Retype all material exactly. Pictures stay out of the copy.
-- START OF Data provided --
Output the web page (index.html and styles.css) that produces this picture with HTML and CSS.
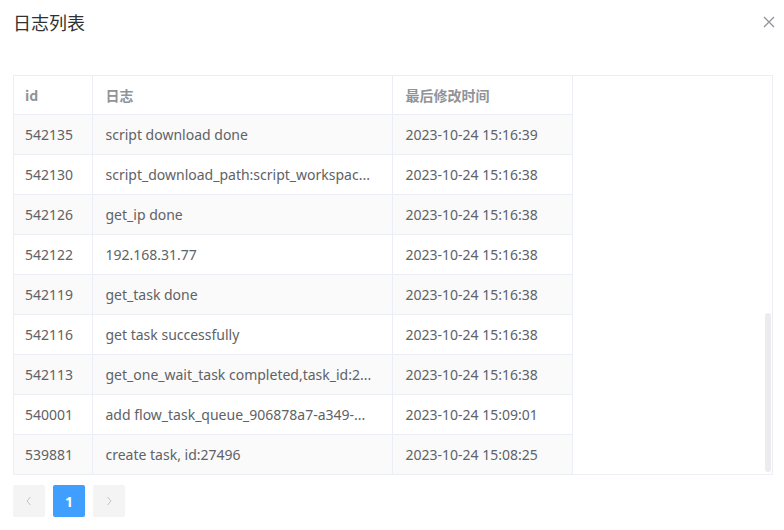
FILE: index.html
```html
<!DOCTYPE html>
<html lang="zh">
<head>
<meta charset="utf-8">
<link rel="stylesheet" href="styles.css">
</head>
<body>
<div class="dialog">
  <div class="dialog-header">
    <span class="dialog-title">日志列表</span>
    <button class="close-btn" aria-label="close">
      <svg width="12" height="12" viewBox="0 0 12 12"><path d="M1 1 L11 11 M11 1 L1 11" stroke="#909399" stroke-width="1.3" fill="none"/></svg>
    </button>
  </div>
  <div class="dialog-body">
    <div class="table-wrap">
      <table class="log-table">
        <colgroup>
          <col class="c-id"><col class="c-log"><col class="c-time"><col class="c-rest">
        </colgroup>
        <thead>
          <tr><th>id</th><th>日志</th><th>最后修改时间</th><th class="empty"></th></tr>
        </thead>
        <tbody>
          <tr class="striped"><td>542135</td><td>script download done</td><td>2023-10-24 15:16:39</td><td class="empty"></td></tr>
          <tr><td>542130</td><td>script_download_path:script_workspac...</td><td>2023-10-24 15:16:38</td><td class="empty"></td></tr>
          <tr class="striped"><td>542126</td><td>get_ip done</td><td>2023-10-24 15:16:38</td><td class="empty"></td></tr>
          <tr><td>542122</td><td>192.168.31.77</td><td>2023-10-24 15:16:38</td><td class="empty"></td></tr>
          <tr class="striped"><td>542119</td><td>get_task done</td><td>2023-10-24 15:16:38</td><td class="empty"></td></tr>
          <tr><td>542116</td><td>get task successfully</td><td>2023-10-24 15:16:38</td><td class="empty"></td></tr>
          <tr class="striped"><td>542113</td><td>get_one_wait_task completed,task_id:2...</td><td>2023-10-24 15:16:38</td><td class="empty"></td></tr>
          <tr><td>540001</td><td>add flow_task_queue_906878a7-a349-...</td><td>2023-10-24 15:09:01</td><td class="empty"></td></tr>
          <tr class="striped last"><td>539881</td><td>create task, id:27496</td><td>2023-10-24 15:08:25</td><td class="empty"></td></tr>
        </tbody>
      </table>
      <div class="scroll-thumb"></div>
    </div>
    <div class="pager">
      <button class="pg-btn disabled" aria-label="prev">
        <svg width="8" height="10" viewBox="0 0 8 10"><path d="M5.5 1 L2 5 L5.5 9" stroke="#c0c4cc" stroke-width="1" fill="none"/></svg>
      </button>
      <button class="pg-btn active">1</button>
      <button class="pg-btn disabled" aria-label="next">
        <svg width="8" height="10" viewBox="0 0 8 10"><path d="M2.5 1 L6 5 L2.5 9" stroke="#c0c4cc" stroke-width="1" fill="none"/></svg>
      </button>
    </div>
  </div>
</div>
</body>
</html>
```
FILE: styles.css
```css
* { box-sizing: border-box; }
html, body { margin: 0; padding: 0; background: #fff; }
body {
  font-family: "Noto Sans", "Noto Sans CJK SC", sans-serif;
  color: #606266;
  font-size: 14px;
}
.dialog { width: 784px; height: 530px; padding: 0 11px 0 13px; }
.dialog-header {
  height: 75px;
  display: flex;
  align-items: flex-start;
  justify-content: space-between;
  padding-top: 10px;
}
.dialog-title {
  font-family: "Noto Sans CJK SC", sans-serif;
  font-size: 18px;
  line-height: 24px;
  color: #303133;
}
.close-btn {
  border: 0;
  background: transparent;
  padding: 0;
  margin: 6px -2px 0 0;
  width: 12px;
  height: 12px;
  display: flex;
}
.table-wrap {
  position: relative;
  border: 1px solid #ebeef5;
  width: 760px;
}
.log-table {
  border-collapse: collapse;
  table-layout: fixed;
  width: 100%;
}
.c-id { width: 78px; }
.c-log { width: 300px; }
.c-time { width: 180px; }
.log-table th, .log-table td {
  height: 40px;
  padding: 0 12px 0 13px;
  text-align: left;
  border-right: 1px solid #ebeef5;
  border-bottom: 1px solid #ebeef5;
  white-space: nowrap;
  overflow: hidden;
  font-size: 14px;
}
.log-table th { height: 38px; }
.log-table th:first-child, .log-table td:first-child { padding-left: 11px; }
.log-table th.empty, .log-table td.empty { border-right: 0; border-bottom: 0; }
.log-table th {
  font-family: "Noto Sans CJK SC", sans-serif;
  color: #909399;
  font-weight: bold;
  background: #fff;
}
.log-table tr.striped td { background: #fafafa; }
.log-table tr.striped td.empty { background: #fff; }
.log-table tr.last td { border-bottom: 0; }
.scroll-thumb {
  position: absolute;
  right: 1px;
  top: 237px;
  width: 6px;
  height: 159px;
  border-radius: 3px;
  background: #ececec;
}
.pager {
  display: flex;
  gap: 8px;
  margin-top: 10px;
}
.pg-btn {
  width: 32px;
  height: 32px;
  border: 0;
  border-radius: 2px;
  background: #f4f4f5;
  display: flex;
  align-items: center;
  justify-content: center;
  padding: 0;
  font-family: inherit;
  font-size: 14px;
  font-weight: bold;
  color: #606266;
}
.pg-btn.active { background: #409eff; color: #fff; }
```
-- END OF Data provided --
Task answer ->
Output the web page (index.html and styles.css) that produces this picture with HTML and CSS.
FILE: index.html
```html
<!DOCTYPE html>
<html lang="zh">
<head>
<meta charset="utf-8">
<link rel="stylesheet" href="styles.css">
</head>
<body>
<div class="dialog">
  <div class="dialog-header">
    <span class="dialog-title">日志列表</span>
    <button class="close-btn" aria-label="close">
      <svg width="12" height="12" viewBox="0 0 12 12"><path d="M1 1 L11 11 M11 1 L1 11" stroke="#909399" stroke-width="1.3" fill="none"/></svg>
    </button>
  </div>
  <div class="dialog-body">
    <div class="table-wrap">
      <table class="log-table">
        <colgroup>
          <col class="c-id"><col class="c-log"><col class="c-time"><col class="c-rest">
        </colgroup>
        <thead>
          <tr><th>id</th><th>日志</th><th>最后修改时间</th><th class="empty"></th></tr>
        </thead>
        <tbody>
          <tr class="striped"><td>542135</td><td>script download done</td><td>2023-10-24 15:16:39</td><td class="empty"></td></tr>
          <tr><td>542130</td><td>script_download_path:script_workspac...</td><td>2023-10-24 15:16:38</td><td class="empty"></td></tr>
          <tr class="striped"><td>542126</td><td>get_ip done</td><td>2023-10-24 15:16:38</td><td class="empty"></td></tr>
          <tr><td>542122</td><td>192.168.31.77</td><td>2023-10-24 15:16:38</td><td class="empty"></td></tr>
          <tr class="striped"><td>542119</td><td>get_task done</td><td>2023-10-24 15:16:38</td><td class="empty"></td></tr>
          <tr><td>542116</td><td>get task successfully</td><td>2023-10-24 15:16:38</td><td class="empty"></td></tr>
          <tr class="striped"><td>542113</td><td>get_one_wait_task completed,task_id:2...</td><td>2023-10-24 15:16:38</td><td class="empty"></td></tr>
          <tr><td>540001</td><td>add flow_task_queue_906878a7-a349-...</td><td>2023-10-24 15:09:01</td><td class="empty"></td></tr>
          <tr class="striped last"><td>539881</td><td>create task, id:27496</td><td>2023-10-24 15:08:25</td><td class="empty"></td></tr>
        </tbody>
      </table>
      <div class="scroll-thumb"></div>
    </div>
    <div class="pager">
      <button class="pg-btn disabled" aria-label="prev">
        <svg width="8" height="10" viewBox="0 0 8 10"><path d="M5.5 1 L2 5 L5.5 9" stroke="#c0c4cc" stroke-width="1" fill="none"/></svg>
      </button>
      <button class="pg-btn active">1</button>
      <button class="pg-btn disabled" aria-label="next">
        <svg width="8" height="10" viewBox="0 0 8 10"><path d="M2.5 1 L6 5 L2.5 9" stroke="#c0c4cc" stroke-width="1" fill="none"/></svg>
      </button>
    </div>
  </div>
</div>
</body>
</html>
```
FILE: styles.css
```css
* { box-sizing: border-box; }
html, body { margin: 0; padding: 0; background: #fff; }
body {
  font-family: "Noto Sans", "Noto Sans CJK SC", sans-serif;
  color: #606266;
  font-size: 14px;
}
.dialog { width: 784px; height: 530px; padding: 0 11px 0 13px; }
.dialog-header {
  height: 75px;
  display: flex;
  align-items: flex-start;
  justify-content: space-between;
  padding-top: 10px;
}
.dialog-title {
  font-family: "Noto Sans CJK SC", sans-serif;
  font-size: 18px;
  line-height: 24px;
  color: #303133;
}
.close-btn {
  border: 0;
  background: transparent;
  padding: 0;
  margin: 6px -2px 0 0;
  width: 12px;
  height: 12px;
  display: flex;
}
.table-wrap {
  position: relative;
  border: 1px solid #ebeef5;
  width: 760px;
}
.log-table {
  border-collapse: collapse;
  table-layout: fixed;
  width: 100%;
}
.c-id { width: 78px; }
.c-log { width: 300px; }
.c-time { width: 180px; }
.log-table th, .log-table td {
  height: 40px;
  padding: 0 12px 0 13px;
  text-align: left;
  border-right: 1px solid #ebeef5;
  border-bottom: 1px solid #ebeef5;
  white-space: nowrap;
  overflow: hidden;
  font-size: 14px;
}
.log-table th { height: 38px; }
.log-table th:first-child, .log-table td:first-child { padding-left: 11px; }
.log-table th.empty, .log-table td.empty { border-right: 0; border-bottom: 0; }
.log-table th {
  font-family: "Noto Sans CJK SC", sans-serif;
  color: #909399;
  font-weight: bold;
  background: #fff;
}
.log-table tr.striped td { background: #fafafa; }
.log-table tr.striped td.empty { background: #fff; }
.log-table tr.last td { border-bottom: 0; }
.scroll-thumb {
  position: absolute;
  right: 1px;
  top: 237px;
  width: 6px;
  height: 159px;
  border-radius: 3px;
  background: #ececec;
}
.pager {
  display: flex;
  gap: 8px;
  margin-top: 10px;
}
.pg-btn {
  width: 32px;
  height: 32px;
  border: 0;
  border-radius: 2px;
  background: #f4f4f5;
  display: flex;
  align-items: center;
  justify-content: center;
  padding: 0;
  font-family: inherit;
  font-size: 14px;
  font-weight: bold;
  color: #606266;
}
.pg-btn.active { background: #409eff; color: #fff; }
```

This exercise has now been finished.